(Interface markup and scripts)
--

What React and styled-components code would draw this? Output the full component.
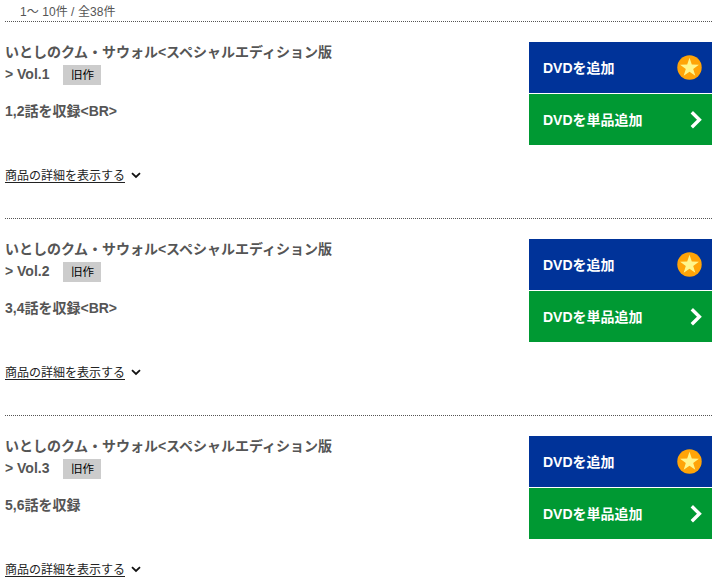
import React from "react";
import styled, { createGlobalStyle } from "styled-components";

const Global = createGlobalStyle`
  * { box-sizing: border-box; }
  body {
    margin: 0;
    background: #fff;
    color: #555;
    font-family: "Liberation Sans", "Noto Sans CJK JP", sans-serif;
    overflow: hidden;
  }
`;

const Page = styled.main`
  width: 707px;
  height: 587px;
  margin-left: 5px;
  overflow: hidden;
`;

const Count = styled.p`
  margin: 0;
  height: 21px;
  padding-left: 15px;
  font-size: 12px;
  line-height: 25px;
  letter-spacing: 0.06px;
  white-space: nowrap;
`;

const Item = styled.article`
  display: flex;
  justify-content: space-between;
  height: 197px;
  padding-top: 19px;
  border-top: 1px dotted #555;
`;

const Info = styled.div`
  width: 340px;
  font-size: 14px;
  font-weight: bold;
`;

const Title = styled.h2`
  margin: 0;
  font-size: 14px;
  line-height: 22px;
  white-space: nowrap;
`;

const TitleLine = styled.span`
  display: flex;
  align-items: flex-start;
  height: 22px;
`;

const Tag = styled.span`
  width: 38px;
  height: 20px;
  margin: 2px 0 0 14px;
  background: #ccc;
  color: #000;
  font-size: 11.5px;
  font-weight: normal;
  line-height: 20px;
  text-align: center;
`;

const Episodes = styled.p`
  margin: 15px 0 0;
  line-height: 22px;
`;

const Details = styled.a`
  display: flex;
  align-items: center;
  gap: 6px;
  height: 20px;
  margin-top: 43px;
  color: #222;
  font-size: 12px;
  font-weight: normal;
  line-height: 20px;
`;

const DetailsLabel = styled.span`
  height: 16px;
  line-height: 18px;
  border-bottom: 1px solid #222;
`;

const Actions = styled.div`
  display: flex;
  flex-direction: column;
  gap: 1px;
  width: 183px;
  margin-top: 1px;
`;

const Action = styled.button`
  display: flex;
  align-items: center;
  justify-content: space-between;
  height: 51px;
  padding: 0 10px 0 14px;
  border: 0;
  background: ${(p) => p.$color};
  color: #fff;
  font: bold 14px/20px "Liberation Sans", "Noto Sans CJK JP", sans-serif;
`;

const Icon = styled.svg`
  display: block;
  flex: none;
`;

const Star = () => (
  <Icon width="25" height="25" viewBox="0 0 25 25">
    <circle cx="12.5" cy="12.5" r="12.2" fill="#ffa408" />
    <path
      d="M12.5 2.8 14.8 9.6 21.9 9.7 16.2 14 18.3 20.8 12.5 16.7 6.7 20.8 8.8 14 3.1 9.7 10.2 9.6Z"
      fill="#fff58c"
    />
  </Icon>
);

const ArrowRight = () => (
  <Icon width="12" height="18" viewBox="0 0 12 18">
    <path d="M1.8 1.3 9.4 8.8 1.8 16.3" fill="none" stroke="#fff" strokeWidth="3.4" />
  </Icon>
);

const ArrowDown = () => (
  <Icon width="10" height="7" viewBox="0 0 10 7">
    <path d="M1 1.2 5 5 9 1.2" fill="none" stroke="#111" strokeWidth="1.8" />
  </Icon>
);

const items = [
  { volume: "Vol.1", episodes: "1,2話を収録<BR>" },
  { volume: "Vol.2", episodes: "3,4話を収録<BR>" },
  { volume: "Vol.3", episodes: "5,6話を収録" },
];

export default function App() {
  return (
    <>
      <Global />
      <Page lang="ja">
        <Count>1〜 10件 / 全38件</Count>
        {items.map((item) => (
          <Item key={item.volume}>
            <Info>
              <Title>
                <TitleLine>{"いとしのクム・サウォル<スペシャルエディション版"}</TitleLine>
                <TitleLine>
                  {`> ${item.volume}`}
                  <Tag>旧作</Tag>
                </TitleLine>
              </Title>
              <Episodes>{item.episodes}</Episodes>
              <Details>
                <DetailsLabel>商品の詳細を表示する</DetailsLabel>
                <ArrowDown />
              </Details>
            </Info>
            <Actions>
              <Action $color="#039">
                DVDを追加
                <Star />
              </Action>
              <Action $color="#093">
                DVDを単品追加
                <ArrowRight />
              </Action>
            </Actions>
          </Item>
        ))}
      </Page>
    </>
  );
}
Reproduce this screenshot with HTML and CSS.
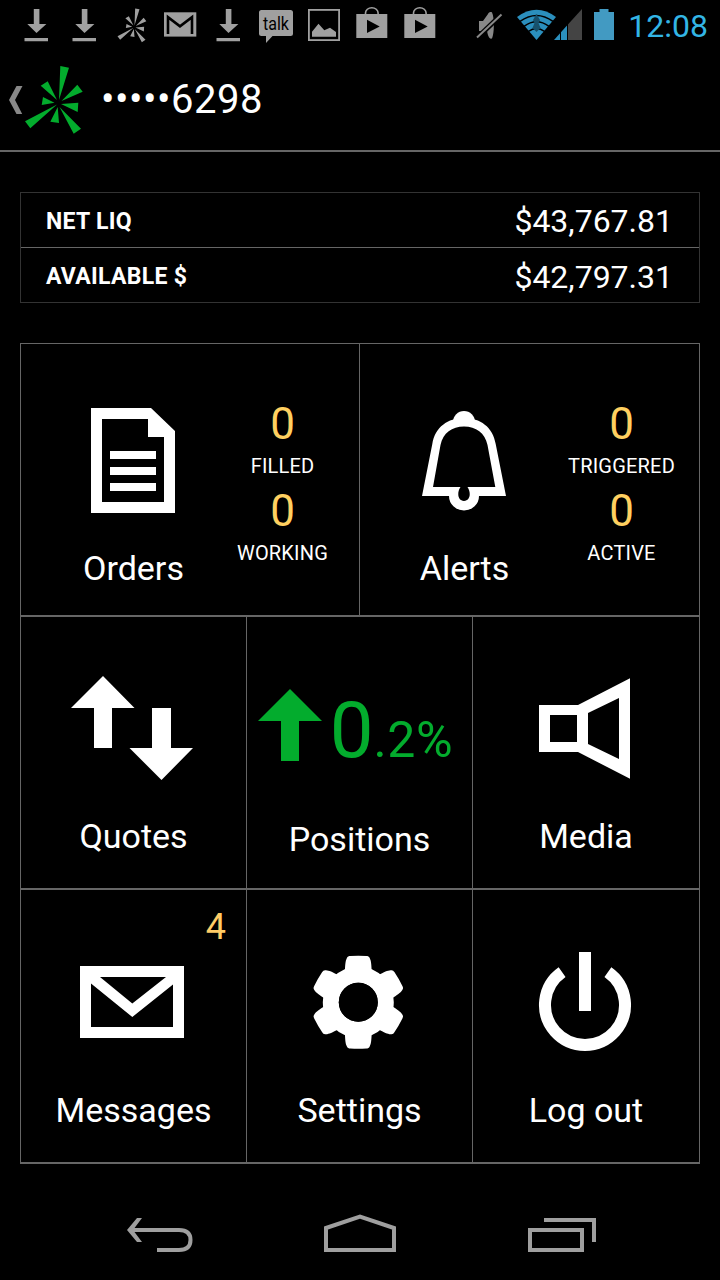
FILE: index.html
```html
<!DOCTYPE html>
<html lang="en">
	<head>
		<meta charset="UTF-8" />
		<meta name="viewport" content="width=device-width, initial-scale=1.0" />
		<title>Account</title>
		<link rel="stylesheet" href="styles.css">
	</head>
	<body>
		<!-- shared icons -->
		<svg class="symbols" width="0" height="0">
			<symbol id="download" viewBox="0 0 48 50">
				<path d="M21.8 9h5.6v15h7L24.5 33 15.3 24h6.5zM12.5 38h23.5v3.2H12.5z" />
			</symbol>
			<symbol id="bag" viewBox="0 0 48 50">
				<path d="M17.500 15v-2a6.300 5.300 0 0 1 12.600 0v2" fill="none" stroke="#a0a0a0" stroke-width="1.600" />
				<path fill-rule="evenodd" d="M8.300 14h31v24h-31zM19 19.700v13.300l12.700-6.600z" />
			</symbol>
			<symbol id="logo" viewBox="0 0 60 72">
				<path d="M36.300 2l8.700 1.700L35 36zM53.300 20.700l5.400 7L37.500 37zM54.300 38.700l-.6 9.300L37 40zM57 64.700l-7.300 5L35.500 43zM26.300 57.700l8.700 1.300L33.700 43zM1 57.300l5.300 7L33 40.500zM19 33l-1.300 8 12.800-2.300zM16.700 21.700l7-4.400L33 36z" />
			</symbol>
		</svg>

		<div class="status-bar">
			<div class="notifications">
				<svg class="status-icon"><use href="#download" /></svg>
				<svg class="status-icon"><use href="#download" /></svg>
				<svg class="status-icon" viewBox="0 0 48 50">
					<use href="#logo" x="9" y="7.500" width="30" height="36" />
				</svg>
				<svg class="status-icon" viewBox="0 0 48 50">
					<rect x="8" y="12.300" width="32.300" height="24.300" />
					<path d="M12 34V17.200L24 26.300l12-9.100V34" fill="none" stroke="#000" stroke-width="2.600" />
				</svg>
				<svg class="status-icon"><use href="#download" /></svg>
				<svg class="status-icon" viewBox="0 0 48 50">
					<path d="M9.500 10h29a2.500 2.500 0 0 1 2.500 2.500v21a2.500 2.500 0 0 1-2.500 2.500H20.500L14 43v-7H9.500a2.500 2.500 0 0 1-2.500-2.500v-21A2.500 2.500 0 0 1 9.500 10z" />
					<text class="talk" x="11" y="29.500" textLength="26" lengthAdjust="spacingAndGlyphs">talk</text>
				</svg>
				<svg class="status-icon" viewBox="0 0 48 50">
					<rect x="8.900" y="9.900" width="30.200" height="30.200" fill="none" stroke="#a0a0a0" stroke-width="1.800" />
					<path d="M12 36.700v-5l6.500-8 5.800 6.500 5.700-2.400 6 4.200v4.700z" />
				</svg>
				<svg class="status-icon"><use href="#bag" /></svg>
				<svg class="status-icon"><use href="#bag" /></svg>
			</div>
			<div class="system">
				<svg class="mute" width="28" height="50" viewBox="0 0 28 50">
					<path d="M4 21h4l5-7c1-2 3-2.500 4-1.500 2.500 5 2.500 20.500 0 26-3 1-4-3-5-7.500H4z" />
					<path d="M2 38L27 14" stroke="#000" stroke-width="5" />
					<path d="M2 37.500L26.500 14.500" stroke="#888" stroke-width="2" />
				</svg>
				<svg class="signal" width="66" height="50" viewBox="0 0 66 50">
					<path d="M0 17Q19.500 2.500 39 17L19.500 40z" fill="#2b8fbd" />
					<path d="M3 21.300Q19.500 9.500 36 21.300M7 26.300Q19.500 17 32 26.300M11.500 31.300Q19.500 25.500 27.500 31.300" fill="none" stroke="#000" stroke-width="1.500" />
					<path d="M19.500 14l3.500 6-1.500 3 2 5-4 4-4-4 2-5-1.500-3z" fill="#17516c" />
					<path d="M50 25.500L65 9v31H50z" fill="#444" />
					<path d="M37 40L50 25.500V40z" fill="#2b8fbd" />
					<path d="M43.500 30v10M50.500 22v18" stroke="#000" stroke-width="1" />
				</svg>
				<svg class="battery" width="20" height="50" viewBox="0 0 20 50">
					<path d="M5.500 9h9v3H20v28H0V12h5.500z" fill="#429ac2" />
				</svg>
				<span class="clock">12:08</span>
			</div>
		</div>

		<div class="header">
			<svg class="back" width="14" height="28" viewBox="0 0 14 28">
				<path d="M7.500 0h6L6 14l7.200 14H7.500L0 14z" fill="#888" />
			</svg>
			<svg class="logo" width="60" height="72"><use href="#logo" /></svg>
			<h1>•••••6298</h1>
		</div>

		<div class="balances">
			<div class="balance">
				<span class="name">NET LIQ</span>
				<span class="amount">$43,767.81</span>
			</div>
			<div class="balance">
				<span class="name">AVAILABLE $</span>
				<span class="amount">$42,797.31</span>
			</div>
		</div>

		<div class="menu">
			<div class="row row-two">
				<div class="tile">
					<div class="main main-orders">
						<svg class="icon" viewBox="0 0 129 128">
							<path fill-rule="evenodd" d="M22 12h60l24 23v82H22zM33 23v83h62V41H79V23z" />
							<path d="M41 55h46v8H41zM41 71h46v8H41zM41 87h46v8H41z" />
						</svg>
						<p>Orders</p>
					</div>
					<div class="counts">
						<span class="count">0</span>
						<span class="caption">FILLED</span>
						<span class="count">0</span>
						<span class="caption">WORKING</span>
					</div>
				</div>
				<div class="tile">
					<div class="main main-alerts">
						<svg class="icon" viewBox="0 0 129 128">
							<path d="M54 26a11 11 0 0 1 22 0z" />
							<path fill-rule="evenodd" d="M23 100l10.300-52C36 31 49 22 65 22s29 9 31.700 26L107 100H80a15 14.500 0 0 1-30 0zM34 91h27.500c-4 6-2.500 14 3.500 14s7.500-8 3.500-14H96.300L88.500 49C86 37 77 30.500 65 30.500S44 37 41.500 49z" />
						</svg>
						<p>Alerts</p>
					</div>
					<div class="counts">
						<span class="count">0</span>
						<span class="caption">TRIGGERED</span>
						<span class="count">0</span>
						<span class="caption">ACTIVE</span>
					</div>
				</div>
			</div>
			<div class="row">
				<div class="tile">
					<svg class="icon" viewBox="0 0 129 128">
						<path d="M34 11l31.500 32H43v40H25V43H2zM83 43h19v40h22l-31.500 32L60.500 83H83z" />
					</svg>
					<p>Quotes</p>
				</div>
				<div class="tile">
					<div class="change">
						<svg width="64" height="72" viewBox="0 0 64 72">
							<path d="M32 0l32 32H41v40H23V32H0z" />
						</svg>
						<span class="whole">0<span class="decimal">.2%</span></span>
					</div>
					<p>Positions</p>
				</div>
				<div class="tile">
					<svg class="icon" viewBox="0 0 129 128">
						<path fill-rule="evenodd" d="M18 40h39l52-26.700v100.500L57 87H18zM29 50v27h27V50zM67 48v31l31 15V33z" />
					</svg>
					<p>Media</p>
				</div>
			</div>
			<div class="row">
				<div class="tile">
					<svg class="icon" viewBox="0 0 129 128">
						<path fill-rule="evenodd" d="M11 28h104v72H11zM31 39l32.300 26.500L97 39zM22 45.500V89h82V46.500L63.300 79z" />
					</svg>
					<p>Messages</p>
					<span class="badge">4</span>
				</div>
				<div class="tile">
					<svg class="icon" viewBox="0 0 129 128">
						<defs>
							<path id="tooth" d="M-13.500-30C-13-38-13-41-11.500-44-10.700-46-9.500-46.200-8-46.300q8-.5 16 0C9.500-46.200 10.700-46 11.500-44 13-41 13-38 13.500-30z" />
						</defs>
						<g transform="translate(63.300 64.200)">
							<use href="#tooth" />
							<use href="#tooth" transform="rotate(60)" />
							<use href="#tooth" transform="rotate(120)" />
							<use href="#tooth" transform="rotate(180)" />
							<use href="#tooth" transform="rotate(240)" />
							<use href="#tooth" transform="rotate(300)" />
							<circle r="27.500" fill="none" stroke="#fff" stroke-width="16" />
							<circle r="19.500" fill="#000" />
						</g>
					</svg>
					<p>Settings</p>
				</div>
				<div class="tile">
					<svg class="icon" viewBox="0 0 129 128">
						<path d="M58 14h12v59H58z" />
						<path d="M41.100 34.100a40 40 0 1 0 45.800 0" fill="none" stroke="#fff" stroke-width="12" />
					</svg>
					<p>Log out</p>
				</div>
			</div>
		</div>

		<div class="nav-bar">
			<svg width="72" height="40" viewBox="0 0 72 40">
				<path d="M13 4h5L9 16l9 12h-5L3 16z" fill="#9f9f9f" />
				<path d="M7 16h48c8 0 11.500 4 11.500 10S63 36 55 36H33" />
			</svg>
			<svg width="72" height="40" viewBox="0 0 72 40">
				<path d="M2 14L36 2.500 70 14v22H2z" />
			</svg>
			<svg width="72" height="40" viewBox="0 0 72 40">
				<path d="M6 16h52v20H6zM20 6h50v22" />
			</svg>
		</div>
	</body>
</html>
```

FILE: styles.css
```css
* {
	margin: 0;
	padding: 0;
	box-sizing: border-box;
}
body {
	font-family: Roboto, "Liberation Sans", sans-serif;
	background-color: #000;
	color: #fff;
	width: 720px;
	height: 1280px;
	overflow: hidden;
}
svg {
	display: block;
	flex-shrink: 0;
}
.symbols {
	position: absolute;
}

/* Status bar */
.status-bar {
	display: flex;
	justify-content: space-between;
	height: 50px;
	padding: 0 12px 0 12px;
}
.notifications,
.system {
	display: flex;
}
.status-icon {
	width: 48px;
	height: 50px;
	fill: #a0a0a0;
}
.talk {
	font-size: 18px;
	fill: #000;
}
.mute {
	fill: #888;
	margin-right: 14px;
}
.signal {
	margin-right: 11px;
}
.battery {
	margin-right: 14px;
}
.clock {
	font-size: 32px;
	line-height: 52px;
	color: #33b5e5;
}

/* Header */
.header {
	display: flex;
	align-items: center;
	height: 102px;
	padding-left: 9px;
	border-bottom: 2px solid #666;
}
.logo {
	fill: #03ac2d;
	margin: 0 17px 0 1px;
}
.header h1 {
	font-size: 40px;
	font-weight: normal;
	letter-spacing: 0.5px;
	padding-bottom: 2px;
}

/* Balances */
.balances {
	margin: 40px 20px;
	border: 1px solid #333;
}
.balance {
	display: flex;
	justify-content: space-between;
	align-items: center;
	height: 54px;
	padding: 2px 26px 0 25px;
}
.balance + .balance {
	height: 55px;
	padding-top: 3px;
	border-top: 1px solid #666;
}
.name {
	font-size: 23px;
	font-weight: bold;
	letter-spacing: 0.3px;
}
.amount {
	font-size: 32px;
}

/* Menu */
.menu {
	margin: 0 20px;
	border: 1px solid #666;
	border-bottom-width: 2px;
}
.row {
	display: grid;
	grid-template-columns: 226px 226px 226px;
	height: 273px;
}
.row-two {
	grid-template-columns: 339px 339px;
	height: 271px;
}
.row + .row {
	border-top: 2px solid #666;
}
.row:last-child {
	height: 274px;
}
.tile {
	position: relative;
	display: flex;
	flex-direction: column;
	align-items: center;
	padding-top: 48px;
	border-right: 1px solid #666;
}
.tile:last-child {
	border-right: none;
}
.row-two .tile {
	flex-direction: row;
	align-items: flex-start;
	padding-top: 52px;
}
.icon {
	width: 129px;
	height: 128px;
	fill: #fff;
}
.tile:nth-child(3) .icon {
	margin-right: 2px;
}
.tile p {
	margin-top: 23px;
	font-size: 34px;
	line-height: 40px;
}
.row-two p,
.row:last-child p {
	margin-top: 24px;
}
.main {
	display: flex;
	flex-direction: column;
	align-items: center;
	width: 207px;
}
.main-orders {
	padding-left: 18px;
}
.main-alerts p {
	padding-left: 2px;
}
.counts {
	display: flex;
	flex-direction: column;
	align-items: center;
	width: 109px;
}
.count {
	font-size: 44px;
	line-height: 56px;
	color: #ffd060;
}
.caption {
	font-size: 20px;
	line-height: 29px;
	letter-spacing: 0.2px;
	padding-bottom: 2px;
}

.change {
	display: flex;
	height: 131px;
	padding-right: 8px;
	color: #03ac2d;
	fill: #03ac2d;
}
.change svg {
	margin: 24px 8px 0 0;
}
.whole {
	font-size: 78px;
	line-height: 132px;
}
.decimal {
	font-size: 50px;
	line-height: 1;
	letter-spacing: 0.6px;
}
.badge {
	position: absolute;
	top: 15px;
	right: 20px;
	font-size: 36px;
	line-height: 44px;
	color: #ffcc66;
}

/* Navigation bar */
.nav-bar {
	display: flex;
	justify-content: center;
	gap: 128px;
	padding-top: 50px;
	fill: none;
	stroke: #9f9f9f;
	stroke-width: 4;
}
.nav-bar path[fill] {
	stroke: none;
}
```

--

→ **Brief**:
Where a line of the data holds "this", show that line.

→ **Reply to the task**:
What React and styled-components code would draw this? Output the full component.
Reproduce this screenshot with HTML and CSS.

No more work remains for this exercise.